WORK INSTRUCTIONS - Write every record out again exactly as given.

MATERIAL FOR THE TASK -

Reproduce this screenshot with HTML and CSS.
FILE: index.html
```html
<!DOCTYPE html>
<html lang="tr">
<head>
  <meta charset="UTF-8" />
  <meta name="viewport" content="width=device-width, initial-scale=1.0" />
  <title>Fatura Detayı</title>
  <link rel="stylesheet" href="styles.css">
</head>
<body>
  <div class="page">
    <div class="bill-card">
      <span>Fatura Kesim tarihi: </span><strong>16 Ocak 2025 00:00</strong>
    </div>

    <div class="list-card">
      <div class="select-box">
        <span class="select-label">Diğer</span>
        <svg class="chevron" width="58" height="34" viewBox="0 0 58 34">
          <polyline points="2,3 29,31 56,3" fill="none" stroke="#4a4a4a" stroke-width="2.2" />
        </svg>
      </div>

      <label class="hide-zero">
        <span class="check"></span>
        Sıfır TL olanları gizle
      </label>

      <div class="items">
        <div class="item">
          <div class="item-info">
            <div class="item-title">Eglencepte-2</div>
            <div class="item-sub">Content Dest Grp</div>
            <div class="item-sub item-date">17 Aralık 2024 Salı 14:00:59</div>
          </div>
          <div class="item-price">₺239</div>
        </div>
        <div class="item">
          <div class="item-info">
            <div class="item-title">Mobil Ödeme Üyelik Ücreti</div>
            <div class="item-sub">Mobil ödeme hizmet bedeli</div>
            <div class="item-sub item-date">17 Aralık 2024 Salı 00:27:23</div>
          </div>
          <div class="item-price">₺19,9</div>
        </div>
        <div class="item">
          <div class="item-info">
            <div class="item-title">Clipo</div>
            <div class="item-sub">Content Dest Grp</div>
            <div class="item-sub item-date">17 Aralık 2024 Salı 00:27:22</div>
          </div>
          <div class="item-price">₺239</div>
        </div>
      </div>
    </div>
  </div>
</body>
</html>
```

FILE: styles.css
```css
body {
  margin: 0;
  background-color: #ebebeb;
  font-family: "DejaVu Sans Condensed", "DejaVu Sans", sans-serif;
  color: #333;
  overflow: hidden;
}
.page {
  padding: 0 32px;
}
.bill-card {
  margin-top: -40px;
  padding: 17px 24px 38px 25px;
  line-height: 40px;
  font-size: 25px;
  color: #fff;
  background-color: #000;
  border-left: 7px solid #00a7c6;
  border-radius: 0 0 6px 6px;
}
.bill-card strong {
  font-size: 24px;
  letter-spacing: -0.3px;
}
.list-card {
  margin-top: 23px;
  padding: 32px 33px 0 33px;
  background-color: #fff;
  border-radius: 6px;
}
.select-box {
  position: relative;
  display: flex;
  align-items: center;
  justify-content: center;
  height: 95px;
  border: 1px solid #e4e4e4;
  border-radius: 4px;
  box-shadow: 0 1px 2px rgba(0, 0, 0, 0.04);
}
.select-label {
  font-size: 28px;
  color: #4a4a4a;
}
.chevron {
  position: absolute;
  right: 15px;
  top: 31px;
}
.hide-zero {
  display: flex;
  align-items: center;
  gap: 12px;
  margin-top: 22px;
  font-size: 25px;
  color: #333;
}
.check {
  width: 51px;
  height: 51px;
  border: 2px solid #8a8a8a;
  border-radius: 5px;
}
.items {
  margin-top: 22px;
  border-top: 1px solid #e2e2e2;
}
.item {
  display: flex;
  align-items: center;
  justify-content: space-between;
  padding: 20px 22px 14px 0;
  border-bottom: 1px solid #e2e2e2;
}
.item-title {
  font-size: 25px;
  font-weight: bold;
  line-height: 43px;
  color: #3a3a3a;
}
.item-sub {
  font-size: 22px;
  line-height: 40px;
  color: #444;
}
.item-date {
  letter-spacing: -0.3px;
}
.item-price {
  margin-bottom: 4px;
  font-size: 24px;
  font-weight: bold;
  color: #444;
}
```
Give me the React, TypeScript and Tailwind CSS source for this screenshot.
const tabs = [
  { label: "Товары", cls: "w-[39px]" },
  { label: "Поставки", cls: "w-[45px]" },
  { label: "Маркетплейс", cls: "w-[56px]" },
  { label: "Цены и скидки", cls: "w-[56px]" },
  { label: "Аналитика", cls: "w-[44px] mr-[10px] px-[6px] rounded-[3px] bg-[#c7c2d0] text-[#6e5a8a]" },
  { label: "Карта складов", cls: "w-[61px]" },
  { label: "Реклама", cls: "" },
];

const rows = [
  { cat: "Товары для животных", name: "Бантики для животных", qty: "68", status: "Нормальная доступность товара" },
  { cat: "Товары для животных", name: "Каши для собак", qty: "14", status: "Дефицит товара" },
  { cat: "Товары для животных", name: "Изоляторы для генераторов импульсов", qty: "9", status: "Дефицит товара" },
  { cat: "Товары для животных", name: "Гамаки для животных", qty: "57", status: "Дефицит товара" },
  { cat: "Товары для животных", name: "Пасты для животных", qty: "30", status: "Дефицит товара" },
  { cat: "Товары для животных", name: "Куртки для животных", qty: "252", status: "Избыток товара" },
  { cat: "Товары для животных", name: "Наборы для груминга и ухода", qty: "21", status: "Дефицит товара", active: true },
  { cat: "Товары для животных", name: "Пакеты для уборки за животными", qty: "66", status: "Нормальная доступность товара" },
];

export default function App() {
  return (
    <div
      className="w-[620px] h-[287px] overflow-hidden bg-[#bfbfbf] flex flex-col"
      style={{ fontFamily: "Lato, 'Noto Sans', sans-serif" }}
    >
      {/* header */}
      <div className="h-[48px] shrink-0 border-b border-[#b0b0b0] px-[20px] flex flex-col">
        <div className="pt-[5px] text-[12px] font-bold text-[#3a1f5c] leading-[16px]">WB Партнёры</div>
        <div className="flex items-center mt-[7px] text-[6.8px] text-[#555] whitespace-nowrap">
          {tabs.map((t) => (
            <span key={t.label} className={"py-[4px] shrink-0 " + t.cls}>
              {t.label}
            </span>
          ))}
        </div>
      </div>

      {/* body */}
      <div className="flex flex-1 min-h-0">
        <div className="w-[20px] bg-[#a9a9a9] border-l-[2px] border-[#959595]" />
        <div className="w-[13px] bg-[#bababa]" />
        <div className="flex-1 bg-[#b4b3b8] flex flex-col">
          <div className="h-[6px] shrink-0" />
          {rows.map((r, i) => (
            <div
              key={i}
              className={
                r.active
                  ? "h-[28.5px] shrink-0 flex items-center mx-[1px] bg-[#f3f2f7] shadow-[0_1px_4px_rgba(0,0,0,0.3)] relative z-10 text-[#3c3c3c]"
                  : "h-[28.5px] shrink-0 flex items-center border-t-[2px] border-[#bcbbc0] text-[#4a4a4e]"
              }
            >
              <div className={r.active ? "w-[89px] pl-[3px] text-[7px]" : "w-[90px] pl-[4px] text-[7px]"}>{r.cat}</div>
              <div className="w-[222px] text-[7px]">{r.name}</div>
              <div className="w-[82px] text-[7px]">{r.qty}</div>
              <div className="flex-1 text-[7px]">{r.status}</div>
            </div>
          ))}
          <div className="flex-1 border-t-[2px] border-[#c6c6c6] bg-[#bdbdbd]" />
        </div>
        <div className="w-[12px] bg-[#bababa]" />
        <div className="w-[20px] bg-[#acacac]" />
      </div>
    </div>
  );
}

OUTPUT FOR THIS EXERCISE -
Reproduce this screenshot with HTML and CSS.
FILE: index.html
```html
<!DOCTYPE html>
<html lang="tr">
<head>
  <meta charset="UTF-8" />
  <meta name="viewport" content="width=device-width, initial-scale=1.0" />
  <title>Fatura Detayı</title>
  <link rel="stylesheet" href="styles.css">
</head>
<body>
  <div class="page">
    <div class="bill-card">
      <span>Fatura Kesim tarihi: </span><strong>16 Ocak 2025 00:00</strong>
    </div>

    <div class="list-card">
      <div class="select-box">
        <span class="select-label">Diğer</span>
        <svg class="chevron" width="58" height="34" viewBox="0 0 58 34">
          <polyline points="2,3 29,31 56,3" fill="none" stroke="#4a4a4a" stroke-width="2.2" />
        </svg>
      </div>

      <label class="hide-zero">
        <span class="check"></span>
        Sıfır TL olanları gizle
      </label>

      <div class="items">
        <div class="item">
          <div class="item-info">
            <div class="item-title">Eglencepte-2</div>
            <div class="item-sub">Content Dest Grp</div>
            <div class="item-sub item-date">17 Aralık 2024 Salı 14:00:59</div>
          </div>
          <div class="item-price">₺239</div>
        </div>
        <div class="item">
          <div class="item-info">
            <div class="item-title">Mobil Ödeme Üyelik Ücreti</div>
            <div class="item-sub">Mobil ödeme hizmet bedeli</div>
            <div class="item-sub item-date">17 Aralık 2024 Salı 00:27:23</div>
          </div>
          <div class="item-price">₺19,9</div>
        </div>
        <div class="item">
          <div class="item-info">
            <div class="item-title">Clipo</div>
            <div class="item-sub">Content Dest Grp</div>
            <div class="item-sub item-date">17 Aralık 2024 Salı 00:27:22</div>
          </div>
          <div class="item-price">₺239</div>
        </div>
      </div>
    </div>
  </div>
</body>
</html>
```

FILE: styles.css
```css
body {
  margin: 0;
  background-color: #ebebeb;
  font-family: "DejaVu Sans Condensed", "DejaVu Sans", sans-serif;
  color: #333;
  overflow: hidden;
}
.page {
  padding: 0 32px;
}
.bill-card {
  margin-top: -40px;
  padding: 17px 24px 38px 25px;
  line-height: 40px;
  font-size: 25px;
  color: #fff;
  background-color: #000;
  border-left: 7px solid #00a7c6;
  border-radius: 0 0 6px 6px;
}
.bill-card strong {
  font-size: 24px;
  letter-spacing: -0.3px;
}
.list-card {
  margin-top: 23px;
  padding: 32px 33px 0 33px;
  background-color: #fff;
  border-radius: 6px;
}
.select-box {
  position: relative;
  display: flex;
  align-items: center;
  justify-content: center;
  height: 95px;
  border: 1px solid #e4e4e4;
  border-radius: 4px;
  box-shadow: 0 1px 2px rgba(0, 0, 0, 0.04);
}
.select-label {
  font-size: 28px;
  color: #4a4a4a;
}
.chevron {
  position: absolute;
  right: 15px;
  top: 31px;
}
.hide-zero {
  display: flex;
  align-items: center;
  gap: 12px;
  margin-top: 22px;
  font-size: 25px;
  color: #333;
}
.check {
  width: 51px;
  height: 51px;
  border: 2px solid #8a8a8a;
  border-radius: 5px;
}
.items {
  margin-top: 22px;
  border-top: 1px solid #e2e2e2;
}
.item {
  display: flex;
  align-items: center;
  justify-content: space-between;
  padding: 20px 22px 14px 0;
  border-bottom: 1px solid #e2e2e2;
}
.item-title {
  font-size: 25px;
  font-weight: bold;
  line-height: 43px;
  color: #3a3a3a;
}
.item-sub {
  font-size: 22px;
  line-height: 40px;
  color: #444;
}
.item-date {
  letter-spacing: -0.3px;
}
.item-price {
  margin-bottom: 4px;
  font-size: 24px;
  font-weight: bold;
  color: #444;
}
```
Give me the React, TypeScript and Tailwind CSS source for this screenshot.
const tabs = [
  { label: "Товары", cls: "w-[39px]" },
  { label: "Поставки", cls: "w-[45px]" },
  { label: "Маркетплейс", cls: "w-[56px]" },
  { label: "Цены и скидки", cls: "w-[56px]" },
  { label: "Аналитика", cls: "w-[44px] mr-[10px] px-[6px] rounded-[3px] bg-[#c7c2d0] text-[#6e5a8a]" },
  { label: "Карта складов", cls: "w-[61px]" },
  { label: "Реклама", cls: "" },
];

const rows = [
  { cat: "Товары для животных", name: "Бантики для животных", qty: "68", status: "Нормальная доступность товара" },
  { cat: "Товары для животных", name: "Каши для собак", qty: "14", status: "Дефицит товара" },
  { cat: "Товары для животных", name: "Изоляторы для генераторов импульсов", qty: "9", status: "Дефицит товара" },
  { cat: "Товары для животных", name: "Гамаки для животных", qty: "57", status: "Дефицит товара" },
  { cat: "Товары для животных", name: "Пасты для животных", qty: "30", status: "Дефицит товара" },
  { cat: "Товары для животных", name: "Куртки для животных", qty: "252", status: "Избыток товара" },
  { cat: "Товары для животных", name: "Наборы для груминга и ухода", qty: "21", status: "Дефицит товара", active: true },
  { cat: "Товары для животных", name: "Пакеты для уборки за животными", qty: "66", status: "Нормальная доступность товара" },
];

export default function App() {
  return (
    <div
      className="w-[620px] h-[287px] overflow-hidden bg-[#bfbfbf] flex flex-col"
      style={{ fontFamily: "Lato, 'Noto Sans', sans-serif" }}
    >
      {/* header */}
      <div className="h-[48px] shrink-0 border-b border-[#b0b0b0] px-[20px] flex flex-col">
        <div className="pt-[5px] text-[12px] font-bold text-[#3a1f5c] leading-[16px]">WB Партнёры</div>
        <div className="flex items-center mt-[7px] text-[6.8px] text-[#555] whitespace-nowrap">
          {tabs.map((t) => (
            <span key={t.label} className={"py-[4px] shrink-0 " + t.cls}>
              {t.label}
            </span>
          ))}
        </div>
      </div>

      {/* body */}
      <div className="flex flex-1 min-h-0">
        <div className="w-[20px] bg-[#a9a9a9] border-l-[2px] border-[#959595]" />
        <div className="w-[13px] bg-[#bababa]" />
        <div className="flex-1 bg-[#b4b3b8] flex flex-col">
          <div className="h-[6px] shrink-0" />
          {rows.map((r, i) => (
            <div
              key={i}
              className={
                r.active
                  ? "h-[28.5px] shrink-0 flex items-center mx-[1px] bg-[#f3f2f7] shadow-[0_1px_4px_rgba(0,0,0,0.3)] relative z-10 text-[#3c3c3c]"
                  : "h-[28.5px] shrink-0 flex items-center border-t-[2px] border-[#bcbbc0] text-[#4a4a4e]"
              }
            >
              <div className={r.active ? "w-[89px] pl-[3px] text-[7px]" : "w-[90px] pl-[4px] text-[7px]"}>{r.cat}</div>
              <div className="w-[222px] text-[7px]">{r.name}</div>
              <div className="w-[82px] text-[7px]">{r.qty}</div>
              <div className="flex-1 text-[7px]">{r.status}</div>
            </div>
          ))}
          <div className="flex-1 border-t-[2px] border-[#c6c6c6] bg-[#bdbdbd]" />
        </div>
        <div className="w-[12px] bg-[#bababa]" />
        <div className="w-[20px] bg-[#acacac]" />
      </div>
    </div>
  );
}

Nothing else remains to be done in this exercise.